■ **WHAT THIS TASK INVOLVES**: Each line that follows is to be retyped exactly.

+++

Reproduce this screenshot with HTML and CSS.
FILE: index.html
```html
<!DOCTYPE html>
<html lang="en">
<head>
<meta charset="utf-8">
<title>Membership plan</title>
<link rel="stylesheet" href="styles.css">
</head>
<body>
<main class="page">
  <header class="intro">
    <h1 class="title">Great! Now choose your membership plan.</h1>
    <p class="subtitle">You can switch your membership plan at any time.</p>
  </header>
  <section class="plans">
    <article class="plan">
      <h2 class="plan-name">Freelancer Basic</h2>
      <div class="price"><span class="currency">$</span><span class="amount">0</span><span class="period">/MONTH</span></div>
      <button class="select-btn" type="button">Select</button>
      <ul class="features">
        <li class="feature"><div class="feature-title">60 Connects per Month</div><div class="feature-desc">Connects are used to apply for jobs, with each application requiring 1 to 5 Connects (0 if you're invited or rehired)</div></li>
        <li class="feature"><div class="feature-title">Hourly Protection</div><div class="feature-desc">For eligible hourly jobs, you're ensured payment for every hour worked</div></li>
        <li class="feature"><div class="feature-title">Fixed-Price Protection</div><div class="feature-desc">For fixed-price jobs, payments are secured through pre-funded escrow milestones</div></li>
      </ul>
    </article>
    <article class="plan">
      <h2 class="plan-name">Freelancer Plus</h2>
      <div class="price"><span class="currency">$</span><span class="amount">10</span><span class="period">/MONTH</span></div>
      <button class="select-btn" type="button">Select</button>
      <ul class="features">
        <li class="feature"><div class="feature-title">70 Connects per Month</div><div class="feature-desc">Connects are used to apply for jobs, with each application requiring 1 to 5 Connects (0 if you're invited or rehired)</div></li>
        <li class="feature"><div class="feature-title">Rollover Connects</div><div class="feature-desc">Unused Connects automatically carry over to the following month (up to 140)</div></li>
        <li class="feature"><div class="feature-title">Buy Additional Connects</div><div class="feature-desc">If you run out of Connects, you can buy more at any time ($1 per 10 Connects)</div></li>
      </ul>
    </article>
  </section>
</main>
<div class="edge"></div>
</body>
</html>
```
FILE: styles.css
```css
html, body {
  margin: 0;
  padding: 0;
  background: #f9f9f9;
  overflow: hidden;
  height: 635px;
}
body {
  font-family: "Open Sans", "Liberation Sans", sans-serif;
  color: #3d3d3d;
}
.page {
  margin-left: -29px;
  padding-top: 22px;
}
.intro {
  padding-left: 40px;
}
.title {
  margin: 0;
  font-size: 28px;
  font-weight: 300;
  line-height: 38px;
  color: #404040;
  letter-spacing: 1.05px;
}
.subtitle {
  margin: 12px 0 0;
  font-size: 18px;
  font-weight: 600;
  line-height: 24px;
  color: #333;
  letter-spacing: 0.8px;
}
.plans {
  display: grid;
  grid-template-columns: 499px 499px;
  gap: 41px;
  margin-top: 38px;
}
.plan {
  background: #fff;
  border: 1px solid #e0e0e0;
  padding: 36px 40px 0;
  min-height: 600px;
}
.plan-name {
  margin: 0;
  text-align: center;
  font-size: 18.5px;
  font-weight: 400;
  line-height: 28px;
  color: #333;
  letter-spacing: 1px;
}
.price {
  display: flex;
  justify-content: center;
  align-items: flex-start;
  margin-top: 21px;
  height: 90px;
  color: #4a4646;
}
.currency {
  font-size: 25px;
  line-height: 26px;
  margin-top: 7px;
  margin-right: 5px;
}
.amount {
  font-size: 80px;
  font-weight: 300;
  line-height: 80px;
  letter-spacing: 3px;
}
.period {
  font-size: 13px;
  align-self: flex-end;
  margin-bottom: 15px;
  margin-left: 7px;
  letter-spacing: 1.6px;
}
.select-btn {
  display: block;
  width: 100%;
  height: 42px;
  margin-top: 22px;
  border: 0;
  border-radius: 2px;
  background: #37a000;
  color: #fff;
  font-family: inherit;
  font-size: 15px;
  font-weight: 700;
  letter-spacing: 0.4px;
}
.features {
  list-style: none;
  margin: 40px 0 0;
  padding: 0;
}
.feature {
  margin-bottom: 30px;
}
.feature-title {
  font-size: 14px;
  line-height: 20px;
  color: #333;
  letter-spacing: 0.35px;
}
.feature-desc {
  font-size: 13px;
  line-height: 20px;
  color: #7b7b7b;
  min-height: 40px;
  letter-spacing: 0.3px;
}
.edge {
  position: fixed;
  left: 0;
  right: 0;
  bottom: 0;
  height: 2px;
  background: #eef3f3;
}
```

+++

■ **FINAL ANSWER**:
Reproduce this screenshot with HTML and CSS.
FILE: index.html
```html
<!DOCTYPE html>
<html lang="en">
<head>
<meta charset="utf-8">
<title>Membership plan</title>
<link rel="stylesheet" href="styles.css">
</head>
<body>
<main class="page">
  <header class="intro">
    <h1 class="title">Great! Now choose your membership plan.</h1>
    <p class="subtitle">You can switch your membership plan at any time.</p>
  </header>
  <section class="plans">
    <article class="plan">
      <h2 class="plan-name">Freelancer Basic</h2>
      <div class="price"><span class="currency">$</span><span class="amount">0</span><span class="period">/MONTH</span></div>
      <button class="select-btn" type="button">Select</button>
      <ul class="features">
        <li class="feature"><div class="feature-title">60 Connects per Month</div><div class="feature-desc">Connects are used to apply for jobs, with each application requiring 1 to 5 Connects (0 if you're invited or rehired)</div></li>
        <li class="feature"><div class="feature-title">Hourly Protection</div><div class="feature-desc">For eligible hourly jobs, you're ensured payment for every hour worked</div></li>
        <li class="feature"><div class="feature-title">Fixed-Price Protection</div><div class="feature-desc">For fixed-price jobs, payments are secured through pre-funded escrow milestones</div></li>
      </ul>
    </article>
    <article class="plan">
      <h2 class="plan-name">Freelancer Plus</h2>
      <div class="price"><span class="currency">$</span><span class="amount">10</span><span class="period">/MONTH</span></div>
      <button class="select-btn" type="button">Select</button>
      <ul class="features">
        <li class="feature"><div class="feature-title">70 Connects per Month</div><div class="feature-desc">Connects are used to apply for jobs, with each application requiring 1 to 5 Connects (0 if you're invited or rehired)</div></li>
        <li class="feature"><div class="feature-title">Rollover Connects</div><div class="feature-desc">Unused Connects automatically carry over to the following month (up to 140)</div></li>
        <li class="feature"><div class="feature-title">Buy Additional Connects</div><div class="feature-desc">If you run out of Connects, you can buy more at any time ($1 per 10 Connects)</div></li>
      </ul>
    </article>
  </section>
</main>
<div class="edge"></div>
</body>
</html>
```
FILE: styles.css
```css
html, body {
  margin: 0;
  padding: 0;
  background: #f9f9f9;
  overflow: hidden;
  height: 635px;
}
body {
  font-family: "Open Sans", "Liberation Sans", sans-serif;
  color: #3d3d3d;
}
.page {
  margin-left: -29px;
  padding-top: 22px;
}
.intro {
  padding-left: 40px;
}
.title {
  margin: 0;
  font-size: 28px;
  font-weight: 300;
  line-height: 38px;
  color: #404040;
  letter-spacing: 1.05px;
}
.subtitle {
  margin: 12px 0 0;
  font-size: 18px;
  font-weight: 600;
  line-height: 24px;
  color: #333;
  letter-spacing: 0.8px;
}
.plans {
  display: grid;
  grid-template-columns: 499px 499px;
  gap: 41px;
  margin-top: 38px;
}
.plan {
  background: #fff;
  border: 1px solid #e0e0e0;
  padding: 36px 40px 0;
  min-height: 600px;
}
.plan-name {
  margin: 0;
  text-align: center;
  font-size: 18.5px;
  font-weight: 400;
  line-height: 28px;
  color: #333;
  letter-spacing: 1px;
}
.price {
  display: flex;
  justify-content: center;
  align-items: flex-start;
  margin-top: 21px;
  height: 90px;
  color: #4a4646;
}
.currency {
  font-size: 25px;
  line-height: 26px;
  margin-top: 7px;
  margin-right: 5px;
}
.amount {
  font-size: 80px;
  font-weight: 300;
  line-height: 80px;
  letter-spacing: 3px;
}
.period {
  font-size: 13px;
  align-self: flex-end;
  margin-bottom: 15px;
  margin-left: 7px;
  letter-spacing: 1.6px;
}
.select-btn {
  display: block;
  width: 100%;
  height: 42px;
  margin-top: 22px;
  border: 0;
  border-radius: 2px;
  background: #37a000;
  color: #fff;
  font-family: inherit;
  font-size: 15px;
  font-weight: 700;
  letter-spacing: 0.4px;
}
.features {
  list-style: none;
  margin: 40px 0 0;
  padding: 0;
}
.feature {
  margin-bottom: 30px;
}
.feature-title {
  font-size: 14px;
  line-height: 20px;
  color: #333;
  letter-spacing: 0.35px;
}
.feature-desc {
  font-size: 13px;
  line-height: 20px;
  color: #7b7b7b;
  min-height: 40px;
  letter-spacing: 0.3px;
}
.edge {
  position: fixed;
  left: 0;
  right: 0;
  bottom: 0;
  height: 2px;
  background: #eef3f3;
}
```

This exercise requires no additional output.